Having a robust backup and recovery plan is the ultimate insurance policy for your digital presence. It ensures that no matter what happens, your site can be restored quickly, minimizing downtime and protecting the hard-earned Google rankings you’ve built.
7. Database and File System Cleanup
Over time, your website’s backend can accumulate a surprising amount of digital clutter. Just like a computer slows down when its hard drive is full of junk files, your website’s performance can degrade due to a bloated database and cluttered file system.
For a CMS-powered website, this clutter can include:
- Post Revisions: WordPress, for example, can save dozens of revisions for every single page and post, filling your database with unnecessary data.
- Spam and Trashed Comments: These take up space in your database tables.
- Unused Plugins and Themes: Even if deactivated, their files may remain on your server, posing potential security risks.

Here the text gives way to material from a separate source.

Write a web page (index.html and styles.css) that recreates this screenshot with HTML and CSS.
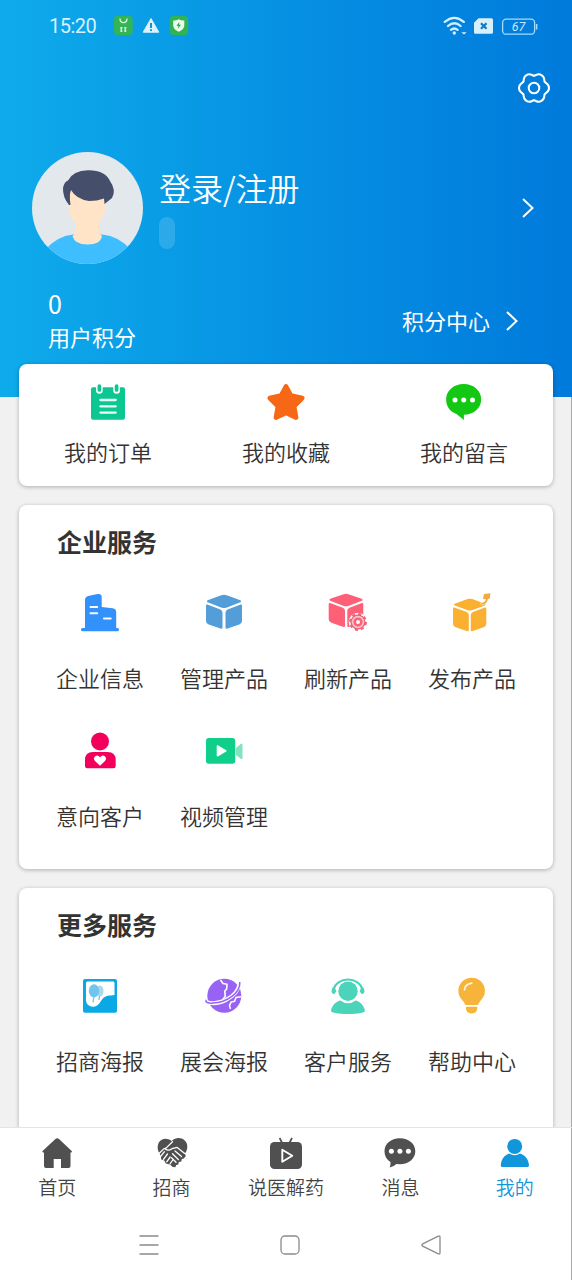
FILE: index.html
```html
<!DOCTYPE html>
<html lang="zh-CN">
<head>
<meta charset="utf-8">
<title>我的</title>
<link rel="stylesheet" href="styles.css">
</head>
<body>
<div class="screen">
  <header class="hero">
    <div class="status">
      <span class="time">15:20</span>
      <svg class="status-apps" width="76" height="20" viewBox="113 16 76 20">
        <rect x="114" y="16" width="18.7" height="19" rx="4" fill="#32b557"/>
        <path d="M120 18.500c0 5.500 7 5.500 7 0M121.300 27v5M125.200 27v5" fill="none" stroke="#d5f5d9" stroke-width="1.300"/>
        <path d="M120.300 27.800h2.300M124.200 27.800h2.300M120.300 31h2.300M124.200 31h2.300" stroke="#d5f5d9" stroke-width="1.200"/>
        <path d="M151 18.500l7.800 13.700h-15.600z" fill="#dcf2fd" stroke="#dcf2fd" stroke-width="1" stroke-linejoin="round"/>
        <path d="M151 23v5M151 29.300v1.800" stroke="#0b8dd2" stroke-width="1.900"/>
        <rect x="169.500" y="16" width="18.700" height="19" rx="4" fill="#2fb354"/>
        <path d="M173.200 20.500q3 .3 5.500-1.200 2.600 1.500 5.600 1.200v4.500c0 3.500-2.500 5.300-5.600 6.700-3-1.400-5.500-3.200-5.500-6.700z" fill="#eafbea"/>
        <path d="M179.400 22l-2.900 3.800h2l-.6 3 3-4.100h-2z" fill="#249c47"/>
      </svg>
      <svg class="status-system" width="96" height="20" viewBox="443 15 96 20">
        <g fill="none" stroke="#d4effd" stroke-width="2.300" stroke-linecap="round">
          <path d="M444.800 20.900q9.500-8 19 0M448 25q6.300-5.500 12.600 0M451 28.800q3.300-2.700 6.600 0"/>
        </g>
        <circle cx="454.300" cy="32" r="1.700" fill="#d4effd"/>
        <path d="M461.300 31.300h5.400l-2.700 2.200z" fill="#d4effd"/>
        <path d="M478.500 17.300h13a1.500 1.500 0 0 1 1.500 1.500v12.400a1.500 1.500 0 0 1-1.500 1.500h-16a1.500 1.500 0 0 1-1.500-1.500v-9.500z" fill="#d8effc"/>
        <path d="M481 22.300l5.500 5.500M486.500 22.300l-5.500 5.500" stroke="#1078c4" stroke-width="2.200"/>
        <rect x="502.600" y="18.200" width="32" height="15" rx="3.500" fill="none" stroke="#a6dbfa" stroke-width="1.300"/>
        <path d="M536.600 23v5.500" stroke="#a6dbfa" stroke-width="1.600"/>
        <text class="battery-text" x="518.500" y="30" text-anchor="middle">67</text>
      </svg>
    </div>
    <div class="toolbar">
      <svg width="34" height="34" viewBox="-17 -17 34 34" fill="none" stroke="#fff" stroke-width="2" stroke-linecap="round">
        <circle r="5.300"/>
        <path id="lobe" d="M10.700-6.200C11.700-4.500 15-4.400 15 0S11.700 4.500 10.700 6.200"/>
        <use href="#lobe" transform="rotate(60)"/><use href="#lobe" transform="rotate(120)"/><use href="#lobe" transform="rotate(180)"/><use href="#lobe" transform="rotate(240)"/><use href="#lobe" transform="rotate(300)"/>
      </svg>
    </div>
    <div class="profile">
      <svg class="avatar" width="111" height="112" viewBox="32 152 111 112">
        <clipPath id="face"><ellipse cx="87.500" cy="208" rx="55.500" ry="56"/></clipPath>
        <g clip-path="url(#face)">
          <path d="M32 152h111v112H32z" fill="#e3e8ec"/>
          <path d="M45 250Q57 236 73 234.500h29Q119 236 131 250v16H45z" fill="#3fbeff"/>
          <path d="M68.500 192v13q0 12 7 17v6q0 6-3 8 2 8.500 15 8.500t14.500-8.500q-3-2-3-8v-6q6-5 6.500-17v-13z" fill="#ffe4c8"/>
          <path d="M69 205Q62.500 197 63 188q1-6 5-7.500Q73 170.500 88 170.200q17-.2 22 10.800 6.500 9 2 17l-7.500 6-.5-5.500q-7 2.500-15 2.500-13-2-18-11-2 5-.5 15z" fill="#454f6c"/>
        </g>
      </svg>
      <div class="identity">
        <div class="login">登录/注册</div>
        <div class="badge"></div>
      </div>
      <svg class="arrow" width="14" height="22" viewBox="0 0 14 22"><path d="M2 2l9.500 9L2 20"/></svg>
    </div>
    <div class="points">
      <div class="points-own"><div class="points-value">0</div><div class="points-label">用户积分</div></div>
      <div class="points-center"><span>积分中心</span><svg class="arrow" width="14" height="22" viewBox="0 0 14 22"><path d="M2 2l9.500 9L2 20"/></svg></div>
    </div>
  </header>

  <main class="content">
    <section class="card shortcuts">
      <div class="item">
        <svg width="44" height="44" viewBox="86 380 44 44">
          <rect x="91" y="387.300" width="34" height="32.500" rx="2" fill="#0dc792"/>
          <path d="M99.400 384v6.500M116.600 384v6.500" stroke="#fff" stroke-width="6.600" stroke-linecap="round"/>
          <path d="M99.400 386v4M116.600 386v4" stroke="#0dc792" stroke-width="3.700" stroke-linecap="round"/>
          <path d="M100.400 400h15.300M100.400 406.300h15.300M100.400 412.600h15.300" stroke="#e9fff8" stroke-width="2.300" stroke-linecap="round"/>
        </svg><span>我的订单</span>
      </div>
      <div class="item">
        <svg width="44" height="44" viewBox="264 380 44 44"><path d="M286 386.300l5 9.200 11.300 2.600-8.200 8.300 2 11.200-10.100-4.600-10.100 4.600 2-11.200-8.200-8.300 11.300-2.600z" fill="#f76816" stroke="#f76816" stroke-width="4.600" stroke-linejoin="round"/></svg><span>我的收藏</span>
      </div>
      <div class="item">
        <svg width="44" height="44" viewBox="442 380 44 44"><path d="M463.700 384c10 0 17.500 6.800 17.500 15.400s-7.500 15.200-17.300 15.300v5.200l-7.400-6c-6-2-10.400-7.500-10.400-14.500 0-8.600 7.600-15.400 17.600-15.400z" fill="#13c813"/><g fill="#fff"><circle cx="455" cy="400" r="2.500"/><circle cx="463.700" cy="400" r="2.500"/><circle cx="472.500" cy="400" r="2.500"/></g></svg><span>我的留言</span>
      </div>
    </section>

    <section class="card services">
      <h2>企业服务</h2>
      <div class="grid">
        <div class="item">
          <svg width="44" height="44" viewBox="78 591 44 44"><path d="M85 628v-28q0-3 3-4l9.500-2q4.200-.6 4.200 3v10l11 1.200q3.500.6 3.500 4V628h1.300q1.500 0 1.500 1.700t-1.500 1.600h-35q-1.500 0-1.500-1.600t1.500-1.700z" fill="#3291fa"/><path d="M90.500 607h6.700M90.500 613.300h6.700M104 618.600h6.700" stroke="#fff" stroke-width="2" stroke-linecap="round"/></svg><span>企业信息</span>
        </div>
        <div class="item">
          <svg width="44" height="44" viewBox="202 591 44 44"><g fill="#539ed8" stroke="#539ed8" stroke-width="2" stroke-linejoin="round"><path d="M208 601.300l13.500-5q2.500-1 5 0l13.500 5-13.500 5.200q-2.500.9-5 0z"/><path d="M207 605.500l13 5q1.500.6 1.500 2v15.300l-12.500-4.300q-2-.7-2-2.500zM241 605.500l-13 5q-1.500.6-1.500 2v15.300l12.500-4.300q2-.7 2-2.500z"/></g></svg><span>管理产品</span>
        </div>
        <div class="item">
          <svg width="44" height="44" viewBox="326 591 44 44"><g fill="#fd6077" stroke="#fd6077" stroke-width="2" stroke-linejoin="round"><path d="M330.500 599.800l13.500-4.700q2-.7 4 0l13.500 4.700-13 4.900q-2.500.9-5 0z"/><path d="M329.700 604l12.800 4.700q1.500.6 1.500 2V626l-12.300-4.300q-2-.7-2-2.500zM362.300 604l-12.500 4.700q-1.500.6-1.500 2V626h14z"/></g><circle cx="358" cy="622" r="9.300" fill="#fff"/><circle cx="358" cy="622" r="8" fill="none" stroke="#ee6076" stroke-width="1.900" stroke-dasharray="3.140 3.140"/><circle cx="358" cy="622" r="6.900" fill="#fbc4cc" stroke="#ee6076" stroke-width="1.300"/><circle cx="358" cy="622" r="3.300" fill="#fff" stroke="#fd6077" stroke-width="2.600"/></svg><span>刷新产品</span>
        </div>
        <div class="item">
          <svg width="44" height="44" viewBox="450 591 44 44"><g fill="#fab030" stroke="#fab030" stroke-width="2" stroke-linejoin="round"><path d="M455 604.600l13-4.600q2-.7 4 0l12.500 4.600-12.200 4.500q-2.300.9-4.600 0z"/><path d="M454 608.500l12.300 4.500q1.500.6 1.500 2v15.300l-11.800-4q-2-.7-2-2.500zM485.300 608.500l-12 4.500q-1.500.6-1.500 2v15.300l11.500-4q2-.7 2-2.500z"/></g><path d="M480.500 603.300q5-1 5.500-4l-3-.3 1-5 6.500-.8-1 6-1.500-.4q-1 5.500-5.500 6z" fill="#efab3c" stroke="#fff" stroke-width="1" paint-order="stroke"/></svg><span>发布产品</span>
        </div>
        <div class="item">
          <svg width="44" height="44" viewBox="78 729 44 44"><circle cx="100" cy="741.400" r="9" fill="#f3005d"/><path d="M93 752h14.500q8.200 0 8.200 8v6q0 2.200-2.200 2.200h-26.300Q85 768.200 85 766v-6q0-8 8-8z" fill="#f3005d"/><path d="M100 765.800l-5-4.700q-2.200-2.600 0-4.700 2.600-2 5 .8 2.400-2.800 5-.8 2.200 2.100 0 4.700z" fill="#fff"/></svg><span>意向客户</span>
        </div>
        <div class="item">
          <svg width="44" height="44" viewBox="202 729 44 44"><rect x="206" y="738" width="29.200" height="25.800" rx="2.800" fill="#0fcf8b"/><path d="M217.500 746l8.300 4.900-8.300 4.800z" fill="#fff" stroke="#fff" stroke-width="1.600" stroke-linejoin="round"/><path d="M235.700 748.200l5-4.300q1.800-1 1.800.8v13.200q0 1.800-1.800.8l-5-4z" fill="#82e3bf"/></svg><span>视频管理</span>
        </div>
      </div>
    </section>

    <section class="card services">
      <h2>更多服务</h2>
      <div class="grid">
        <div class="item">
          <svg width="44" height="44" viewBox="78 974 44 44"><rect x="83" y="979" width="34" height="33.800" rx="2" fill="#0ba8e6"/><path d="M87.500 981.500h25.500q1.500 0 1.500 1.500V995c-5 .8-9 0-12.500 4.500-3 4.500-5 7.500-9 7.200-5-.5-7-3-7-7.200v-16.500q0-1.500 1.500-1.500z" fill="#fff"/><ellipse cx="100" cy="991" rx="3.500" ry="5.500" fill="#a8d9f1"/><ellipse cx="94" cy="990.800" rx="5.200" ry="6.500" fill="#72c4ea"/><path d="M94 996l-1 6.500M99.500 996l-.6 4" stroke="#72c4ea" stroke-width="1.300"/></svg><span>招商海报</span>
        </div>
        <div class="item">
          <svg width="44" height="44" viewBox="202 974 44 44"><circle cx="224.300" cy="995.700" r="17" fill="#9863f4"/><path d="M220.500 980l2.500 3.500 4 .7-.3 4.500-2 2.500.6 5-2.300 3" fill="none" stroke="#fff" stroke-width="1.600" stroke-linejoin="round"/><path d="M205.800 1001.500C216 1006.500 237 999 239.800 983" fill="none" stroke="#fff" stroke-width="4"/><path d="M206 999.800q-1 3.700 7 3.300C227 1002.500 240.500 993 239.800 982" fill="none" stroke="#9863f4" stroke-width="1.500"/><path d="M241 996.800l-5 .7-1.500 3.800-3.500.8-1.500 3.500 1 3.400" fill="none" stroke="#fff" stroke-width="1.500"/></svg><span>展会海报</span>
        </div>
        <div class="item">
          <svg width="44" height="44" viewBox="326 974 44 44"><g fill="#4cd4bb"><circle cx="348" cy="991.200" r="9.700"/><path d="M340.300 1000.500q7.700 5.500 15.400 0c5 1.300 8 5 9.200 9.700.5 2.600-5.900 3.700-16.900 3.700s-17.400-1.100-17-3.700c1.300-4.700 4.300-8.400 9.300-9.700z"/><path d="M332.500 987.500q3.200.5 4 3.500l-2 3q-2.800.3-3-3zM363.500 987.500q-3.200.5-4 3.500l2 3q2.800.3 3-3z"/></g><path d="M333.600 989.500a14.600 12 0 0 1 28.800 0" fill="none" stroke="#4cd4bb" stroke-width="2.200"/></svg><span>客户服务</span>
        </div>
        <div class="item">
          <svg width="44" height="44" viewBox="450 974 44 44"><path d="M471.700 977.700c7.600 0 13.200 5.700 13.200 12.900 0 5.500-2.600 8.200-5 10.900-1.600 1.900-1 3.500-3 3.500h-10.500c-2 0-1.400-1.600-3-3.500-2.400-2.700-5-5.400-5-10.900 0-7.200 5.700-12.900 13.300-12.900zM465.800 1006.800h11.600q0 6.700-5.800 6.700t-5.800-6.700z" fill="#f6b43a"/><path d="M464.500 990q.3-5.500 7.300-6.800" fill="none" stroke="#fff5dc" stroke-width="1.700" stroke-linecap="round"/></svg><span>帮助中心</span>
        </div>
      </div>
    </section>
  </main>

  <nav class="tabs">
    <div class="tab"><svg width="34" height="34" viewBox="40 1136 34 34"><path d="M57.200 1138.300q1 0 1.800.8l12.700 12q.8 1.200-.5 1.400h-.7v13.500q0 2-2 2H61v-9h-7.300v9h-7.700q-2 0-2-2v-13.500h-.8q-1.400-.2-.6-1.400l12.800-12q.8-.8 1.800-.8z" fill="#505050"/></svg><span>首页</span></div>
    <div class="tab"><svg width="34" height="34" viewBox="154.500 1136 34 34"><path d="M171.500 1140.700c5-5 15.300-2.700 15.300 6 0 3-1 5-2.500 6.800l1 2.500-2 2.500-2 .5-.5 2.500-2.500.5-.5 2.500-2 .5-1 2.300-2.500-.3-3-2.500-4-1-1.500-3-3-1-.5-3-1.500-3.500c-5-8 2.200-19 12.700-11.800z" fill="#505050"/><g fill="none" stroke="#fff" stroke-linecap="round" stroke-linejoin="round" stroke-width="1.300"><path d="M158.500 1153.500l4.800-4.600 2.200-.8 6.500-6.400M165 1149q2.500 2.500 6.500-.3l5.200-1.300 7.500 6M174.500 1151l6.500 5.500M172 1153.700l5.800 5.800M171 1157.800l4.500 4.500"/><path d="M164 1151.700l-4 4.800M167 1154l-4 5.300M169.700 1157l-3.500 4.800M172.200 1160l-2.700 4"/></g></svg><span>招商</span></div>
    <div class="tab"><svg width="34" height="34" viewBox="269 1136 34 34"><path d="M279.600 1138l2.600 5M292 1138l-2.600 5" stroke="#505050" stroke-width="1.700"/><rect x="270" y="1142" width="32" height="27" rx="4.500" fill="#505050"/><path d="M282.300 1149.700l10 6-10 6z" fill="none" stroke="#fff" stroke-width="1.900" stroke-linejoin="round"/></svg><span>说医解药</span></div>
    <div class="tab"><svg width="34" height="34" viewBox="383.500 1136 34 34"><path d="M400.400 1138.300c9 0 15.400 5.600 15.400 12.900s-6.400 13-15.400 13l-3.500-.3q-2.500 2.500-6.700 3.500 1-2.500.8-5.500c-4-2.500-6-6-6-10.700 0-7.300 6.400-12.900 15.400-12.900z" fill="#505050"/><g fill="#fff"><circle cx="391.900" cy="1151.300" r="2.500"/><circle cx="400.400" cy="1151.300" r="2.500"/><circle cx="408.900" cy="1151.300" r="2.500"/></g></svg><span>消息</span></div>
    <div class="tab active"><svg width="34" height="34" viewBox="497.700 1136 34 34"><circle cx="514.400" cy="1146.400" r="7.500" fill="#1296db"/><path d="M509 1153.600q5.300 3.200 10.700 0c5.200 1.500 8.500 6 9 11.500q.1 1.800-1.200 1.800h-26q-1.200 0-1-1.800c.5-5.500 3.500-10 8.500-11.500z" fill="#1296db"/></svg><span>我的</span></div>
  </nav>
  <div class="system-nav">
    <svg width="22" height="22" viewBox="0 0 22 22"><path d="M1.500 2h19M1.500 11h19M1.500 20h19"/></svg>
    <svg width="22" height="22" viewBox="0 0 22 22"><rect x="2" y="2" width="18" height="18" rx="4"/></svg>
    <svg width="22" height="22" viewBox="0 0 22 22"><path d="M2.700 9.800L18.300 2.200q1.700-.6 1.700 1v15.600q0 1.600-1.700 1L2.700 12.200q-1.500-1.200 0-2.400z"/></svg>
  </div>
</div>
</body>
</html>
```
FILE: styles.css
```css
* { box-sizing: border-box; }
body {
  margin: 0;
  font-family: "Noto Sans CJK SC", sans-serif;
  color: #333;
}
svg { display: block; flex: none; }
.screen {
  width: 572px;
  height: 1280px;
  display: flex;
  flex-direction: column;
  overflow: hidden;
  background: #f1f1f1;
  box-shadow: inset -1px 0 #a9a9ab;
}
.hero {
  flex: none;
  height: 397px;
  color: #fff;
  background: linear-gradient(90deg, #0eabeb, #0691e3 50%, #007adb);
}
.status {
  height: 52px;
  padding: 0 33px 0 49px;
  display: flex;
  align-items: center;
}
.time {
  width: 64px;
  font: 20px/52px Roboto, sans-serif;
  letter-spacing: -0.5px;
  color: #d8f1fd;
}
.status-system { margin-left: auto; }
.battery-text {
  font: italic 400 12.5px Roboto, sans-serif;
  fill: #c5e8fc;
}
.toolbar {
  height: 73px;
  padding: 19px 21px 0 0;
  display: flex;
  justify-content: flex-end;
}
.profile {
  height: 166px;
  padding: 27px 37px 0 32px;
  display: flex;
  align-items: flex-start;
}
.identity { margin-left: 16px; }
.login {
  height: 65px;
  font-size: 32px;
  line-height: 71px;
  font-weight: 350;
}
.badge {
  width: 16px;
  height: 32px;
  border-radius: 8px;
  background: rgba(255, 255, 255, .14);
}
.arrow {
  fill: none;
  stroke: #fff;
  stroke-width: 2;
}
.profile .arrow { margin: 45px 0 0 auto; }
.points {
  display: flex;
  justify-content: space-between;
  padding: 0 53px 0 48px;
  font-size: 22px;
}
.points-value {
  font-size: 25px;
  line-height: 24px;
}
.points-label { line-height: 42px; }
.points-center {
  height: 58px;
  margin-top: 1px;
  display: flex;
  align-items: center;
  gap: 15px;
}
.points-center span { padding-bottom: 3px; }
.content {
  flex: 1;
  min-height: 0;
  margin-top: -33px;
  padding: 0 19px;
  display: flex;
  flex-direction: column;
  gap: 19px;
}
.card {
  flex: none;
  background: #fff;
  border-radius: 8px;
  box-shadow: 0 1px 4px rgba(0, 0, 0, .28);
}
.item {
  display: flex;
  flex-direction: column;
  align-items: center;
  font-size: 22px;
  line-height: 32px;
  font-weight: 350;
}
.shortcuts {
  height: 122px;
  padding-top: 16px;
  display: grid;
  grid-template-columns: repeat(3, 1fr);
}
.shortcuts .item { gap: 11px; }
.services {
  height: 364px;
  padding: 18px 19px 0;
}
.services h2 {
  margin: 0 0 32px 19px;
  font-size: 25px;
  line-height: 36px;
  font-weight: 700;
}
.grid {
  display: grid;
  grid-template-columns: repeat(4, 124px);
  grid-auto-rows: 138px;
}
.services .item { gap: 26px; }
.tabs {
  flex: none;
  position: relative;
  height: 84px;
  display: grid;
  grid-template-columns: repeat(5, 1fr);
  background: #fff;
  border-top: 1px solid #e4e4e4;
  box-shadow: inset -1px 0 #a9a9ab;
}
.tab {
  padding-top: 8px;
  display: flex;
  flex-direction: column;
  align-items: center;
  font-size: 19px;
  line-height: 34px;
  font-weight: 350;
  color: #444;
}
.active { color: #1296db; }
.system-nav {
  flex: none;
  height: 69px;
  display: flex;
  justify-content: center;
  gap: 119px;
  padding: 23px 0 0 8px;
  background: #fff;
  box-shadow: inset -1px 0 #a9a9ab;
}
.system-nav svg {
  fill: none;
  stroke: #8b8b8b;
  stroke-width: 1.300;
}
```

- Old Log Files and Transients: Temporary data that can often persist long after it’s needed.
Part of a thorough maintenance routine is to regularly clean and optimize the database. This involves clearing out old revisions, deleting spam, and running optimization queries on the database tables. This makes the database lighter and more efficient, meaning your server can process requests and serve pages to visitors more quickly.
This directly impacts your Time to First Byte (TTFB), a key metric that measures server responsiveness. A faster TTFB is a positive signal for Core Web Vitals and overall site speed, contributing directly to better search engine rankings.
8. Opportunities for Fresh Content and Technical SEO Audits
While “maintenance” often implies fixing what’s broken, a proactive plan creates opportunities for improvement. Regular check-ins on your website’s health are the perfect time to integrate content updates and conduct mini technical SEO audits.
Google’s algorithms favour websites that are actively managed and updated. A site that hasn’t had new content added in two years is considered stale. Maintenance schedules provide a natural cadence for this:
- Adding New Blog Posts or Case Studies: Fresh, relevant content signals to Google that your site is an active authority in your field.
- Updating Existing Pages: Revising service pages with new information or refreshing old blog posts with current data can give them a significant rankings boost.
Furthermore, during routine maintenance, a skilled technician can spot technical SEO issues that might otherwise go unnoticed. This could include checking the robots.txt file to ensure it’s not blocking important pages, reviewing the XML sitemap for errors, or identifying pages with missing meta descriptions. Catching and fixing these small issues consistently prevents them from snowballing into larger problems that could harm your rankings.
9. Ensuring AODA Compliance and Accessibility
This is a critical point specifically for businesses operating in Ontario. The Accessibility for Ontarians with Disabilities Act (AODA) mandates that websites for many organizations be accessible to people with disabilities. While this is a legal requirement, it is also an SEO best practice.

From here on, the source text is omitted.